Data segment:
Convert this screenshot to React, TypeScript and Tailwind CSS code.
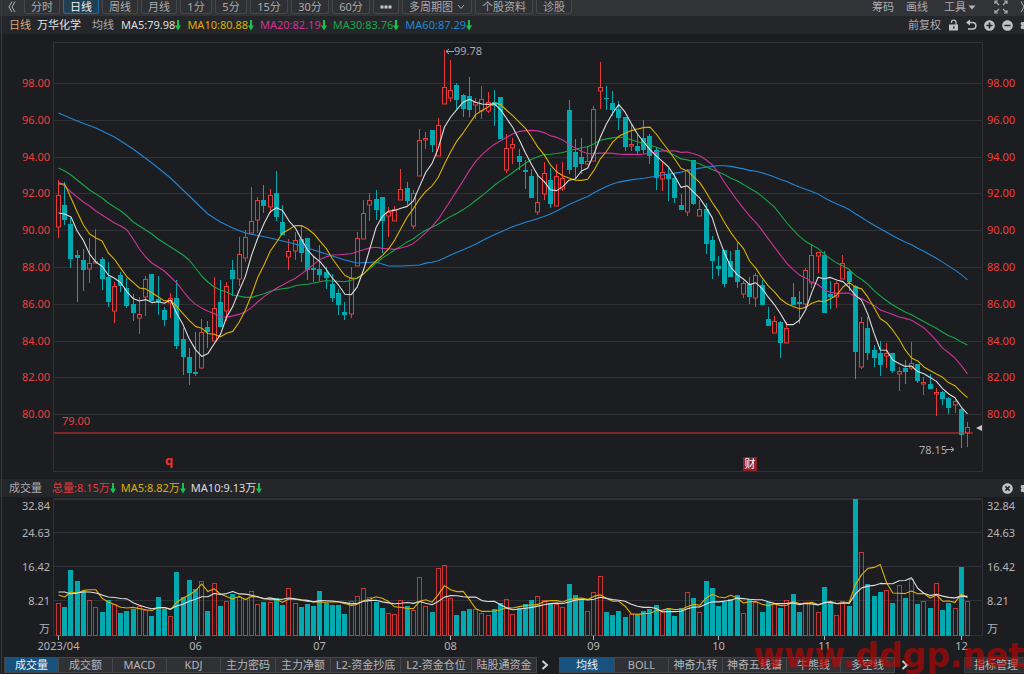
import type { ReactNode } from "react";
import { FaCog, FaPlusCircle, FaMinusCircle, FaTimesCircle } from "react-icons/fa";

type Candle = [kind: "r" | "t", high: number, top: number, bottom: number, low: number];

const FIRST_X = 58;
const STEP = 6.226;
const RED = "#e83a3a";
const TEAL = "#00a8b0";

const candles: Candle[] = [
  ["r", 180, 195, 227, 238], ["t", 182, 205, 220, 225], ["t", 218, 224, 259, 268], ["t", 250, 255, 258, 302],
  ["t", 249, 260, 270, 291], ["r", 238, 263, 269, 283], ["r", 229, 261, 263, 263], ["t", 257, 259, 279, 290],
  ["t", 262, 277, 302, 307], ["r", 282, 286, 311, 323], ["t", 272, 275, 286, 292], ["t", 278, 288, 306, 308],
  ["t", 294, 304, 313, 321], ["r", 297, 314, 318, 334], ["r", 276, 279, 297, 316], ["t", 274, 274, 301, 301],
  ["t", 276, 299, 302, 315], ["t", 307, 310, 320, 326], ["r", 293, 298, 303, 318], ["t", 280, 298, 346, 349],
  ["t", 328, 339, 357, 375], ["t", 348, 357, 373, 385], ["t", 332, 372, 374, 376], ["r", 319, 332, 368, 369],
  ["t", 321, 327, 332, 348], ["r", 277, 308, 341, 341], ["t", 280, 302, 327, 327], ["r", 282, 286, 311, 321],
  ["t", 260, 270, 279, 296], ["r", 237, 254, 279, 286], ["r", 230, 237, 258, 262], ["r", 187, 221, 233, 233],
  ["r", 197, 200, 220, 233], ["t", 185, 200, 206, 213], ["r", 189, 195, 207, 213], ["t", 171, 193, 217, 221],
  ["t", 205, 222, 235, 235], ["r", 239, 251, 257, 270], ["r", 232, 240, 251, 260], ["t", 226, 239, 253, 262],
  ["t", 238, 238, 270, 280], ["t", 256, 268, 270, 282], ["t", 245, 269, 275, 281], ["t", 267, 272, 278, 289],
  ["t", 274, 284, 298, 302], ["t", 289, 293, 305, 315], ["t", 302, 312, 315, 320], ["r", 267, 278, 314, 318],
  ["r", 232, 238, 266, 266], ["r", 200, 213, 239, 239], ["r", 193, 200, 205, 221], ["t", 190, 199, 210, 220],
  ["t", 197, 197, 221, 253], ["r", 207, 212, 216, 237], ["r", 206, 209, 221, 221], ["r", 169, 189, 200, 200],
  ["t", 182, 188, 201, 205], ["r", 190, 193, 226, 229], ["r", 129, 140, 176, 176], ["r", 132, 138, 140, 149],
  ["t", 130, 130, 145, 152], ["r", 118, 125, 156, 156], ["r", 50, 87, 104, 104], ["r", 60, 90, 98, 102],
  ["t", 83, 85, 100, 109], ["t", 94, 95, 109, 117], ["t", 77, 96, 110, 117], ["r", 98, 102, 105, 119],
  ["r", 86, 99, 111, 119], ["r", 92, 102, 111, 113], ["t", 90, 102, 106, 126], ["t", 97, 97, 139, 139],
  ["r", 134, 148, 170, 173], ["r", 138, 144, 148, 164], ["t", 149, 156, 162, 170], ["t", 160, 170, 172, 189],
  ["t", 169, 176, 198, 198], ["r", 175, 202, 212, 215], ["r", 162, 173, 194, 200], ["t", 168, 180, 204, 208],
  ["r", 164, 176, 206, 206], ["r", 162, 178, 189, 191], ["t", 100, 110, 170, 174], ["t", 139, 152, 167, 178],
  ["t", 138, 157, 164, 174], ["r", 146, 161, 164, 165], ["r", 106, 109, 161, 161], ["r", 62, 87, 91, 109],
  ["t", 86, 98, 99, 110], ["t", 91, 103, 110, 116], ["t", 101, 109, 118, 130], ["t", 117, 117, 147, 151],
  ["r", 125, 144, 146, 151], ["t", 135, 146, 151, 154], ["t", 120, 138, 150, 154], ["t", 134, 136, 156, 164],
  ["t", 147, 150, 178, 190], ["r", 162, 172, 179, 191], ["t", 168, 174, 179, 201], ["t", 173, 178, 198, 203],
  ["t", 194, 205, 210, 210], ["r", 169, 170, 212, 216], ["t", 160, 160, 204, 205], ["r", 200, 209, 216, 216],
  ["t", 203, 209, 244, 254], ["t", 236, 240, 261, 279], ["t", 256, 266, 269, 276], ["t", 250, 250, 284, 287],
  ["t", 251, 261, 277, 277], ["t", 242, 250, 282, 288], ["r", 281, 283, 294, 298], ["t", 277, 284, 297, 304],
  ["r", 273, 275, 298, 307], ["t", 280, 285, 305, 305], ["t", 307, 319, 326, 326], ["r", 316, 321, 333, 333],
  ["t", 321, 322, 343, 358], ["r", 322, 328, 343, 343], ["t", 283, 297, 305, 305], ["t", 291, 302, 304, 324],
  ["r", 268, 270, 304, 308], ["r", 244, 255, 283, 288], ["r", 252, 252, 256, 273], ["t", 251, 255, 313, 313],
  ["t", 281, 294, 297, 309], ["r", 281, 283, 297, 308], ["r", 255, 263, 279, 279], ["t", 269, 271, 282, 291],
  ["t", 285, 286, 352, 379], ["r", 317, 322, 367, 369], ["t", 317, 328, 353, 360], ["t", 345, 350, 358, 367],
  ["t", 341, 353, 365, 376], ["r", 343, 353, 356, 368], ["t", 353, 353, 371, 373], ["r", 367, 371, 374, 391],
  ["t", 360, 368, 372, 384], ["r", 342, 363, 368, 370], ["t", 364, 364, 381, 383], ["r", 377, 382, 384, 395],
  ["t", 374, 384, 389, 389], ["r", 388, 392, 394, 416], ["t", 391, 392, 399, 405], ["t", 397, 398, 408, 414],
  ["r", 398, 401, 405, 413], ["t", 408, 409, 435, 448], ["r", 422, 427, 433, 447],
];

const volumes: number[] = [
  603, 607, 570, 581, 591, 600, 607, 612, 600, 604, 613, 611, 609, 606, 610, 616, 597, 609, 616, 572, 597, 580, 589,
  581, 611, 583, 606, 601, 594, 597, 599, 591, 604, 602, 602, 598, 605, 588, 603, 607, 604, 606, 591, 603, 605, 605,
  614, 601, 596, 588, 597, 602, 608, 613, 614, 600, 606, 610, 577, 606, 612, 568, 565, 598, 615, 611, 609, 609, 613,
  615, 609, 603, 599, 614, 608, 604, 600, 596, 600, 603, 604, 607, 584, 595, 600, 611, 592, 576, 612, 615, 611, 617,
  614, 615, 611, 609, 605, 610, 608, 616, 608, 592, 598, 612, 581, 588, 606, 602, 599, 595, 613, 599, 602, 612, 602,
  604, 608, 600, 594, 612, 602, 603, 612, 587, 602, 615, 601, 606, 499, 552, 584, 596, 592, 590, 603, 585, 598, 579,
  604, 601, 608, 583, 610, 603, 608, 567, 601,
];

const closes = candles.map(([kind, , top, bottom]) => (kind === "r" ? top : bottom));
const xAt = (i: number) => FIRST_X + STEP * i;
const columnAt = (i: number) => Math.round(xAt(i)) + 0.5;

/** Moving average polyline; `lead` gives [index, y] anchors for the days before a full window exists. */
function averageLine(values: number[], size: number, lead: [number, number][]) {
  const points = lead.map(([i, y]) => `${(xAt(i) + 0.5).toFixed(1)},${y}`);
  for (let i = size - 1; i < values.length; i++) {
    const sum = values.slice(i - size + 1, i + 1).reduce((a, b) => a + b, 0);
    points.push(`${(xAt(i) + 0.5).toFixed(1)},${(sum / size).toFixed(1)}`);
  }
  return points.join(" ");
}

const indexed = (ys: number[]) => ys.map((y, i): [number, number] => [i, y]);

const priceLines = [
  {
    color: "#1f87d8",
    points: averageLine(closes, 60, [
      [0, 113], [3, 121], [6, 128], [9, 137], [12, 149], [15, 163], [18, 178], [20, 190], [22, 202], [24, 214],
      [26, 222], [28, 228], [30, 233], [34, 238], [38, 244], [42, 252], [46, 260], [48, 263], [51, 262], [53, 266],
      [55, 266], [58, 265],
    ]),
  },
  {
    color: "#14a849",
    points: averageLine(closes, 30, indexed([
      168, 171, 175, 180, 185, 190, 194, 198, 203, 207, 211, 216, 222, 226, 230, 234, 239, 243, 247, 251, 255, 260,
      268, 276, 282, 287, 290, 292, 295,
    ])),
  },
  {
    color: "#cf3399",
    points: averageLine(closes, 20, indexed([
      182, 186, 192, 197, 202, 206, 211, 215, 219, 223, 226, 230, 239, 249, 257, 263, 267, 271, 277,
    ])),
  },
  { color: "#dcb000", points: averageLine(closes, 10, indexed([184, 184, 198, 212, 225, 234, 238, 241, 253])) },
  { color: "#dedede", points: averageLine(closes, 5, indexed([213, 214, 217, 231])) },
];

const volumeLines = [
  { color: "#dcb000", points: averageLine(volumes, 5, indexed([595, 597, 592, 593])) },
  { color: "#dedede", points: averageLine(volumes, 10, indexed([592, 592, 594, 593, 592, 592, 593, 595, 597])) },
];

const priceTicks = [98, 96, 94, 92, 90, 88, 86, 84, 82, 80].map((value, i) => ({
  label: `${value}.00`,
  y: Math.round(83 + i * 36.8),
}));

const volumeTicks = [
  { label: "32.84", line: 499, text: 506 },
  { label: "24.63", line: 533, text: 533 },
  { label: "16.42", line: 567, text: 567 },
  { label: "8.21", line: 601, text: 601 },
];

const months = [
  { label: "2023/04", i: 0 }, { label: "06", i: 22 }, { label: "07", i: 42 }, { label: "08", i: 63 },
  { label: "09", i: 86 }, { label: "10", i: 106 }, { label: "11", i: 123 }, { label: "12", i: 145 },
];

const periods = [
  { name: "分时", width: "w-9" }, { name: "日线", width: "w-9" }, { name: "周线", width: "w-9" },
  { name: "月线", width: "w-9" }, { name: "1分", width: "w-8" }, { name: "5分", width: "w-8" },
  { name: "15分", width: "w-[38px]" }, { name: "30分", width: "w-[38px]" }, { name: "60分", width: "w-[38px]" },
];

const averages = [
  { text: "MA5:79.98", color: "text-[#dedede]" },
  { text: "MA10:80.88", color: "text-[#dcb000]" },
  { text: "MA20:82.19", color: "text-[#cf3399]" },
  { text: "MA30:83.76", color: "text-[#14a849]" },
  { text: "MA60:87.29", color: "text-[#1f87d8]" },
];

const subIndicators = [
  { name: "成交量", width: "w-[53px]" }, { name: "成交额", width: "w-[53px]" }, { name: "MACD", width: "w-[53px]" },
  { name: "KDJ", width: "w-[53px]" }, { name: "主力密码", width: "w-[54px]" }, { name: "主力净额", width: "w-[54px]" },
  { name: "L2-资金抄底", width: "w-[69px]" }, { name: "L2-资金仓位", width: "w-[70px]" },
  { name: "陆股通资金", width: "w-[64px]" },
];

const mainIndicators = [
  { name: "均线", width: "w-[54px]" }, { name: "BOLL", width: "w-[53px]" }, { name: "神奇九转", width: "w-[53px]" },
  { name: "神奇五线谱", width: "w-[63px]" }, { name: "牛熊线", width: "w-[53px]" }, { name: "多空线", width: "w-[53px]" },
];

function Reading({ color, children }: { color: string; children: ReactNode }) {
  return (
    <span className={`flex items-center whitespace-nowrap ${color}`}>
      {children}
      <svg viewBox="0 0 6 12" className="h-3 w-1.5 shrink-0 text-[#19c24f]" aria-hidden="true">
        <path d="M2 1h2v5.500h2L3 11.500 0 6.500h2z" fill="currentColor" />
      </svg>
    </span>
  );
}

function PeriodButton({ width, active, label, children }: { width: string; active?: boolean; label?: string; children: ReactNode }) {
  const tone = active ? "border-[#1f6fa6] bg-[#213f54] text-[#f0f0f0]" : "border-[#46474b] bg-[#2f3034] text-[#a9aaad]";
  return (
    <button
      type="button"
      aria-label={label}
      className={`flex h-3.5 shrink-0 items-center justify-center gap-1 whitespace-nowrap rounded-b-[3px] border border-t-0 leading-3 ${width} ${tone}`}
    >
      {children}
    </button>
  );
}

function IndicatorTabs({ tabs }: { tabs: { name: string; width: string }[] }) {
  return (
    <div className="flex shrink-0 gap-px border border-[#46474b] bg-[#46474b]">
      {tabs.map((tab, i) => (
        <button
          key={tab.name}
          type="button"
          className={`h-3.5 shrink-0 whitespace-nowrap text-center leading-[14px] ${tab.width} ${
            i === 0 ? "bg-[#17527f] text-[#f0f0f0]" : "bg-[#303135] text-[#b4b5b8]"
          }`}
        >
          {tab.name}
        </button>
      ))}
    </div>
  );
}

function NextButton({ className }: { className: string }) {
  return (
    <button type="button" aria-label="更多指标" className={`shrink-0 ${className}`}>
      <svg viewBox="0 0 8 10" className="h-2.5 w-2" aria-hidden="true">
        <path d="M1.500 1L6 5L1.500 9" fill="none" stroke="#d0d1d3" strokeWidth="2" />
      </svg>
    </button>
  );
}

function Lines({ lines }: { lines: { color: string; points: string }[] }) {
  return (
    <g fill="none" strokeWidth="1.100" strokeLinejoin="round">
      {lines.map((line) => (
        <polyline key={line.color} points={line.points} stroke={line.color} />
      ))}
    </g>
  );
}

function PriceChart() {
  return (
    <svg viewBox="0 34 1024 445" className="block h-auto w-full" role="img" aria-label="K线图">
      <g stroke="#303135" fill="none">
        <path d="M53.500 42.500H982.500V471.500H53.500Z" />
        {priceTicks.map((tick) => (
          <path key={tick.label} d={`M53.500 ${tick.y + 0.5}H982.500`} />
        ))}
      </g>
      <g fontSize="11" fill="#f03c3c">
        {priceTicks.map((tick) => (
          <g key={tick.label}>
            <text x="50" y={tick.y + 4} textAnchor="end">{tick.label}</text>
            <text x="987" y={tick.y + 4}>{tick.label}</text>
          </g>
        ))}
        <text x="62" y="425">79.00</text>
      </g>
      {candles.map(([kind, high, top, bottom, low], i) => {
        const x = columnAt(i);
        return kind === "r" ? (
          <g key={i} stroke={RED} fill="none">
            <path d={`M${x} ${high}V${top}M${x} ${bottom}V${low}`} />
            <rect x={x - 2} y={top + 0.5} width="4" height={Math.max(bottom - top - 0.5, 1)} />
          </g>
        ) : (
          <g key={i} fill={TEAL}>
            <path d={`M${x} ${high}V${low}`} stroke={TEAL} />
            <rect x={x - 2.5} y={top} width="5" height={Math.max(bottom - top, 1)} />
          </g>
        );
      })}
      <Lines lines={priceLines} />
      <path d="M54 433H973" stroke="#dc3030" />
      <path d="M976 428L982 425V431Z" fill="#c8c8c8" />
      <g fontSize="11" fill="#a9aaad">
        <path d="M446 51.500H454M449 49L446 51.500L449 54" fill="none" stroke="#a9aaad" />
        <text x="454" y="55">99.78</text>
        <text x="919" y="454">78.15</text>
        <path d="M946 449.500H954M951 447L954 449.500L951 452" fill="none" stroke="#a9aaad" />
      </g>
      <text x="169" y="465" fontSize="13" fontWeight="700" fill="#ef2f2f" textAnchor="middle">q</text>
      <rect x="743" y="457" width="14" height="14" fill="#8c2026" />
      <text x="750" y="468" fontSize="11" fill="#ffffff" textAnchor="middle">财</text>
    </svg>
  );
}

function VolumeChart() {
  return (
    <svg viewBox="0 497 1024 158" className="block h-auto w-full" role="img" aria-label="成交量图">
      <g stroke="#303135" fill="none">
        <path d="M53.500 499.500H982.500V635.500H53.500Z" />
        {volumeTicks.map((tick) => (
          <path key={tick.label} d={`M53.500 ${tick.line - 0.5}H982.500`} />
        ))}
      </g>
      <g fontSize="11" fill="#b4b5b8">
        {volumeTicks.map((tick) => (
          <g key={tick.label}>
            <text x="50" y={tick.text + 4} textAnchor="end">{tick.label}</text>
            <text x="987" y={tick.text + 4}>{tick.label}</text>
          </g>
        ))}
        <text x="50" y="633" textAnchor="end">万</text>
        <text x="987" y="633">万</text>
        {months.map((month) => (
          <g key={month.label}>
            <path d={`M${columnAt(month.i)} 636V640`} stroke="#b4b5b8" />
            <text x={columnAt(month.i)} y="650" textAnchor="middle">{month.label}</text>
          </g>
        ))}
      </g>
      {volumes.map((top, i) => {
        const x = columnAt(i);
        return candles[i][0] === "r" ? (
          <rect key={i} x={x - 2} y={top + 0.5} width="4" height={635 - top} fill="none" stroke={RED} strokeOpacity="0.85" />
        ) : (
          <rect key={i} x={x - 2.5} y={top} width="5" height={636 - top} fill={TEAL} />
        );
      })}
      <Lines lines={volumeLines} />
    </svg>
  );
}

function Toolbar() {
  return (
    <nav className="flex h-4 items-start overflow-hidden bg-[#323337] text-[#a9aaad]" aria-label="周期">
      <button type="button" aria-label="收起" className="ml-2 mr-2 h-3.5 w-2 shrink-0">
        <svg viewBox="0 0 8 14" className="h-3.5 w-2" aria-hidden="true">
          <path d="M4 1.500L1 7L4 12M7 1.500L4 7L7 12" fill="none" stroke="#b4b5b8" />
        </svg>
      </button>
      <div className="flex gap-[3px]">
        {periods.map((period) => (
          <PeriodButton key={period.name} width={period.width} active={period.name === "日线"}>
            {period.name}
          </PeriodButton>
        ))}
        <PeriodButton width="w-[26px]" label="更多周期">
          <svg viewBox="0 0 12 4" className="h-1 w-3" fill="#c8c9cb" aria-hidden="true">
            <rect x="0.500" y="0.500" width="3" height="3" />
            <rect x="4.500" y="0.500" width="3" height="3" />
            <rect x="8.500" y="0.500" width="3" height="3" />
          </svg>
        </PeriodButton>
        <PeriodButton width="w-[70px]">
          多周期图
          <svg viewBox="0 0 8 6" className="h-1.5 w-2" aria-hidden="true">
            <path d="M1 1L4 4.500L7 1" fill="none" stroke="#a9aaad" />
          </svg>
        </PeriodButton>
        <PeriodButton width="w-[58px]">个股资料</PeriodButton>
        <PeriodButton width="w-9">诊股</PeriodButton>
      </div>
      <div className="ml-auto flex h-3.5 shrink-0 items-center leading-3">
        <button type="button" className="mr-3">筹码</button>
        <button type="button" className="mr-4">画线</button>
        <button type="button" className="mr-[18px] flex items-center gap-0.5">
          工具
          <svg viewBox="0 0 8 5" className="h-[5px] w-2" aria-hidden="true">
            <path d="M0.500 0.500H7.500L4 4.500Z" fill="#b4b5b8" />
          </svg>
        </button>
        <button type="button" aria-label="全屏" className="mr-3">
          <svg viewBox="0 0 14 14" className="h-3.5 w-3.5" fill="none" stroke="#a9aaad" strokeWidth="1.200" aria-hidden="true">
            <path d="M1 4V1H4M1 1L5 5M10 1H13V4M13 1L9 5M1 10V13H4M1 13L5 9M13 10V13H10M13 13L9 9" />
          </svg>
        </button>
        <button type="button" aria-label="展开" className="-mr-1 h-3.5 w-2">
          <svg viewBox="0 0 8 14" className="h-3.5 w-2" aria-hidden="true">
            <path d="M1 1.500L4 7L1 12M4 1.500L7 7L4 12" fill="none" stroke="#b4b5b8" />
          </svg>
        </button>
      </div>
    </nav>
  );
}

export default function App() {
  return (
    <div className="relative w-full overflow-hidden bg-[#1c1d20] font-['Noto_Sans','Noto_Sans_CJK_SC',sans-serif] text-[11px] leading-4 text-[#b4b5b8]">
      <Toolbar />
      <header className="flex h-[18px] items-center overflow-hidden bg-[#25262a] pl-[9px]">
        <span className="mr-1.5 text-[#d3a679]">日线</span>
        <h1 className="mr-[11px] text-[#e6e6e6]">万华化学</h1>
        <span className="mr-[7px] text-[#a9aaad]">均线</span>
        <div className="flex gap-1.5">
          {averages.map((average) => (
            <Reading key={average.text} color={average.color}>{average.text}</Reading>
          ))}
        </div>
        <div className="ml-auto flex shrink-0 items-center gap-[7px] text-[#c0c1c3]">
          <button type="button" className="text-[#a9aaad]">前复权</button>
          <button type="button" aria-label="锁定">
            <svg viewBox="0 0 11 12" className="h-3 w-[11px]" aria-hidden="true">
              <path d="M3.500 4V3C3.500 0.500 8 0.500 8 3V6" fill="none" stroke="currentColor" strokeWidth="1.300" />
              <path d="M1 5.500H10V11.500H1Z" fill="currentColor" />
              <path d="M5 7.500H6.500V9.500H5Z" fill="#25262a" />
            </svg>
          </button>
          <button type="button" aria-label="撤销">
            <svg viewBox="0 0 11 12" className="h-3 w-[11px]" aria-hidden="true">
              <path d="M1.500 3.500H6.500C11 3.500 11 10 6.500 10H2" fill="none" stroke="currentColor" strokeWidth="1.500" />
              <path d="M0 3.500L4 0.500V6.500Z" fill="currentColor" />
            </svg>
          </button>
          <button type="button" aria-label="放大"><FaPlusCircle size={11} /></button>
          <button type="button" aria-label="缩小"><FaMinusCircle size={11} /></button>
          <button type="button" aria-label="设置" className="-mr-[7px]"><FaCog size={11} /></button>
        </div>
      </header>
      <PriceChart />
      <div className="flex h-[18px] items-center overflow-hidden bg-[#25262a] pl-[9px]">
        <h2 className="mr-2.5 text-[#a9aaad]">成交量</h2>
        <div className="flex gap-[5px]">
          <Reading color="text-[#e83a3a]">总量:8.15万</Reading>
          <Reading color="text-[#dcb000]">MA5:8.82万</Reading>
          <Reading color="text-[#dedede]">MA10:9.13万</Reading>
        </div>
        <div className="ml-auto flex shrink-0 items-center gap-[7px] text-[#c0c1c3]">
          <button type="button" aria-label="关闭"><FaTimesCircle size={11} /></button>
          <button type="button" aria-label="设置" className="-mr-[7px]"><FaCog size={11} /></button>
        </div>
      </div>
      <VolumeChart />
      <div className="flex h-[19px] items-center overflow-hidden pl-1">
        <IndicatorTabs tabs={subIndicators} />
        <NextButton className="ml-1 mr-2.5" />
        <IndicatorTabs tabs={mainIndicators} />
        <NextButton className="ml-1.5" />
        <button type="button" className="-mr-1 ml-auto h-4 w-16 shrink-0 border border-[#3a3b3f] bg-[#303135] text-center leading-[14px]">
          指标管理
        </button>
      </div>
      <span className="pointer-events-none absolute inset-y-0 left-px w-px bg-[#3a3b3f]" />
      <span className="pointer-events-none absolute bottom-0 right-0 whitespace-nowrap font-['DejaVu_Sans',sans-serif] text-[33px] font-bold leading-9 text-[#c80000]/60">
        www.ddgp.net
      </span>
    </div>
  );
}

What you are asked to do: Restate, line by line and word for word, everything from the top of the material through the line that contains "number, low: number];". Leave pictures out.

In response:
Convert this screenshot to React, TypeScript and Tailwind CSS code.
import type { ReactNode } from "react";
import { FaCog, FaPlusCircle, FaMinusCircle, FaTimesCircle } from "react-icons/fa";

type Candle = [kind: "r" | "t", high: number, top: number, bottom: number, low: number];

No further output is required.